Sodexo food service and retail workers at the Orange County Convention Center will earn at least $18 an hour this year, making them the first hospitality workers in Orlando to reach that high of a minimum wage, according to their union.
Workers voted Wednesday to approve a contract negotiated by Unite Here Local 737 with Sodexo that includes the wage increase and a completely employer-funded pension.
The contract includes a $3 per hour increase retroactive to August 2022. Workers will get another $1.25 hourly increase in August, boosting all employees above the $18 minimum rate the union says is the least workers need to earn to afford the cost of living in Orlando.
According to Local 737, all non-tipped workers will receive a total raise of $5.50 per hour by August 2024.
“We have won a new standard for hospitality workers in Central Florida,” said Angie McKinnon, who led the bargaining committee and is Local 737′s financial secretary-treasurer. McKinnon said the union represents between 800 and 900 total full-time and on-call workers at the convention center.
The contract approval avoids a strike with Sodexo that 235 workers unanimously voted to authorize upon their previous contract’s expiration in December. The union and Sodexo have been renegotiating the contract since August with workers asking for better pay, benefits and working conditions.
At the time of the strike vote, Unite Here union leaders nationwide said convention center workers across the U.S. deserved to share in the profits of Sodexo, which contracts with centers that are returning to or surpassing pre-pandemic business.
The Orange County Convention Center held 159 events in its 2022 fiscal year, bringing in $2.3 billion, spokeswoman Katarina Dos Santos said.
She referred comment on the negotiations to Sodexo, which did not immediately respond to questions.
Local 737′s November wage report found 69% of hospitality staff at area employers, including Sodexo and Walt Disney World, struggled to pay their rent or mortgage each month with median earnings of $16.50 an hour.

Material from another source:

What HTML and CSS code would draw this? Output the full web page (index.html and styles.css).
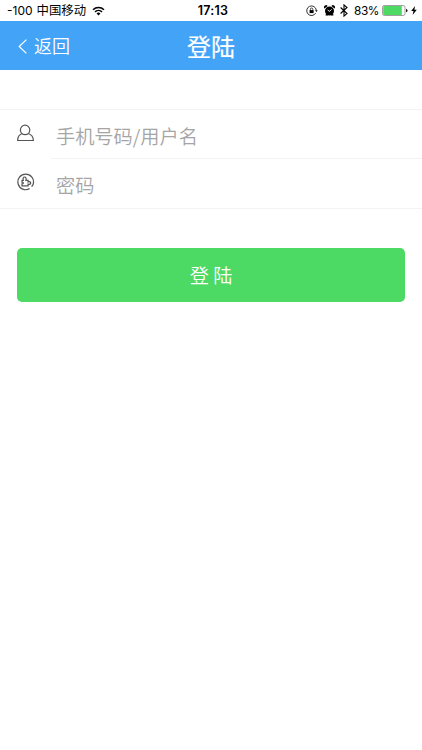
FILE: index.html
```html
<!DOCTYPE html>
<html lang="zh-CN">
<head>
<meta charset="utf-8">
<meta name="viewport" content="width=device-width, initial-scale=1">
<title>登陆</title>
<link rel="stylesheet" href="styles.css">
</head>
<body>
<div class="status">
  <div class="status-left">
    <span class="signal">-100</span>
    <span class="carrier">中国移动</span>
    <svg class="wifi" width="13" height="10" viewBox="0 0 14 11" fill="none" stroke="#000" stroke-width="1.8">
      <path d="M1 4.1a8.6 8.6 0 0 1 12 0M3.2 6.5a5.4 5.4 0 0 1 7.6 0"/>
      <path d="M4.9 8.3a3 3 0 0 1 4.2 0L7 10.5z" fill="#000" stroke="none"/>
    </svg>
  </div>
  <span class="time">17:13</span>
  <div class="status-right">
    <svg width="12" height="12" viewBox="0 0 12 12" fill="none" stroke="#000">
      <path d="M9.7 8.1A4.8 4.8 0 1 1 10.3 5.2" stroke-width=".8"/>
      <path d="M9 5.2h2.7l-1.3 1.9z" fill="#000" stroke="none"/>
      <path d="M4.4 5.3V4.2a1.2 1.2 0 0 1 2.4 0v1.1" stroke-width=".7"/>
      <path d="M3.6 5.1h4v3h-4z" fill="#000" stroke="none"/>
    </svg>
    <svg class="alarm" width="11" height="11" viewBox="0 0 11 11">
      <circle cx="5.5" cy="6" r="4.5"/>
      <path d="M.5 3.6A2 2 0 0 1 3.6.9zM10.5 3.6A2 2 0 0 0 7.4.9zM2 8.5h2v2H1.5zM9 8.5H7v2h2.5z"/>
      <path d="M3.6 5L5.6 6.4 7.6 4.3" fill="none" stroke="#fff" stroke-width=".9"/>
    </svg>
    <svg class="bluetooth" width="8" height="13" viewBox="0 0 8 13" fill="none" stroke="#000" stroke-width="1.1">
      <path d="M.6 3.5l6.4 6-3 2.6V.9l3 2.6-6.4 6"/>
    </svg>
    <span class="percent">83%</span>
    <svg class="battery" width="26" height="11" viewBox="0 0 26 11">
      <rect x=".5" y=".5" width="22.5" height="10" rx="1.8" fill="#fff" stroke="#777" stroke-width=".7"/>
      <path d="M2 1.1h17.8v8.8H2a.8.8 0 0 1-.8-.8V1.9a.8.8 0 0 1 .8-.8z" fill="#4cd964"/>
      <path d="M24.1 3.7q1.4.4 1.4 1.8t-1.4 1.8z"/>
    </svg>
    <svg class="bolt" width="6" height="9" viewBox="0 0 6 9"><path d="M4 0L.2 5h2.3L1.6 9 5.8 3.7H3.4z"/></svg>
  </div>
</div>
<header class="nav">
  <a class="back">
    <svg width="9" height="15" viewBox="0 0 9 15" fill="none" stroke="#fff" stroke-width="1.2"><path d="M8.4 .6L1.2 7.5 8.4 14.4"/></svg>
    <span>返回</span>
  </a>
  <h1 class="title">登陆</h1>
</header>
<main>
  <div class="fields">
    <div class="row">
      <svg class="icon" width="18" height="18" viewBox="0 0 18 18" fill="none" stroke="#555" stroke-width="1.2">
        <circle cx="8.1" cy="5.9" r="4.7"/>
        <path d="M5.2 9.5C2.2 10.6.7 12.7.6 16.5h15.8c-.1-3.8-1.8-5.9-5.2-7"/>
      </svg>
      <span class="field">手机号码/用户名</span>
    </div>
    <div class="row">
      <svg class="icon" width="18" height="18" viewBox="0 0 18 18" fill="none" stroke="#555" stroke-width="1.2">
        <path d="M12.7 15.6A7.8 7.8 0 1 1 16.2 11q-.4 1.7-1.7 2.5"/>
        <path d="M5 7.4h1.3C5.6 5.3 6.4 4 7.6 4s2 1.3 1.3 3.4h2.2v1.5c1.6-.5 2.6.1 2.6 1.1s-1 1.6-2.6 1.1v1.7H5v-2c1.8.2 1.9-1.8 0-1.6z"/>
      </svg>
      <span class="field">密码</span>
    </div>
  </div>
  <button class="submit" type="button">登 陆</button>
</main>
</body>
</html>
```
FILE: styles.css
```css
* { box-sizing: border-box; }
body {
  margin: 0;
  min-height: 750px;
  background: #fff;
  font-family: "Noto Sans CJK SC", sans-serif;
  font-weight: 350;
}
svg { display: block; flex: none; }
.status {
  height: 21px;
  display: grid;
  grid-template-columns: 1fr auto 1fr;
  align-items: center;
  padding: 0 5px 0 7px;
  color: #000;
  font: 400 12px/20px Inter, "Noto Sans CJK SC", sans-serif;
}
.status-left, .status-right { display: flex; align-items: center; white-space: nowrap; }
.status-right { justify-content: flex-end; }
.carrier { margin-left: 4px; font-size: 12.4px; }
.wifi { margin-left: 6px; }
.time { padding-left: 2px; font-size: 12.5px; font-weight: 600; letter-spacing: .2px; }
.alarm { margin-left: 6px; }
.bluetooth { margin-left: 5px; }
.percent { margin-left: 6px; font-size: 11.8px; letter-spacing: -.4px; }
.battery { margin-left: 3px; }
.bolt { margin-left: 3px; }
.nav {
  height: 49px;
  display: grid;
  grid-template-columns: 1fr auto 1fr;
  align-items: center;
  background: #43a4f7;
  color: #fff;
}
.back { display: flex; align-items: center; gap: 7px; padding-left: 18px; font-size: 18px; line-height: 26px; }
.back svg { position: relative; top: 1px; }
.back span { position: relative; top: -1px; }
.title { margin: 0; font-size: 24px; line-height: 34px; font-weight: 400; -webkit-text-stroke: .2px #fff; }
.fields { margin-top: 39px; border-top: 1px solid #f3f3f3; border-bottom: 1px solid #f3f3f3; }
.row { display: flex; height: 49px; padding-left: 17px; }
.icon { margin-top: 14px; }
.field { flex: 1; margin-left: 16px; padding: 4px 0 0 5px; font-size: 19.2px; line-height: 44px; color: #a5a5a5; }
.row:first-child .field { border-bottom: 1px solid #f3f3f3; }
.submit {
  display: block;
  width: 388px;
  height: 54px;
  margin: 39px 0 0 17px;
  padding: 0;
  border: 0;
  border-radius: 5px;
  background: #4cd964;
  color: #fff;
  font: 350 19.2px/54px "Noto Sans CJK SC", sans-serif;
}
```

It said 45% of these workers skipped meals to make ends meet and 62% reported having less than $100 in savings.
The union determined a single hospitality worker without children would need to earn $18.19 an hour to afford basic essentials in Orlando, though it noted that “most workers need to make much more than that to cover their necessities.”
In that report, Sodexo worker Jackeline Ponce said she needed financial assistance from her family because she earned just $13.60 an hour after nearly 10 years working at the Orange County Convention Center. She supports a chronically ill daughter and her grandson on that salary.
“They have to raise wages so we can have a dignified life,” she said in November.
On Wednesday, Ponce said she and her fellow workers are grateful for the raise and that they will soon have a pension through Sodexo for the first time.
“We fought very hard for almost six months, but we had a victory,” said Ponce, who also worked on the union’s bargaining team.
Francisco “Junior” Cadavid is a member of the union’s bargaining committee and banquet worker at the convention center.
He has been a Sodexo employee for 18 years and knows employees who have been there longer. For them, the pension provision is “incredible,” Cadavid said.
“We made history, and we’re very proud of the work that we did,” Cadavid said.
Local 737′s agreement with Sodexo comes as the union and its other affiliates in the Service Trades Council Union have been renegotiating their contract with Walt Disney World since August.
The groups are asking Disney World to immediately raise its starting pay by $3 to $18 per hour and give workers already earning close to that amount an immediate $3 raise. Disney has proposed to gradually increase starting wages to $20 per hour over the next five years, but the unions say workers need relief from rising costs sooner.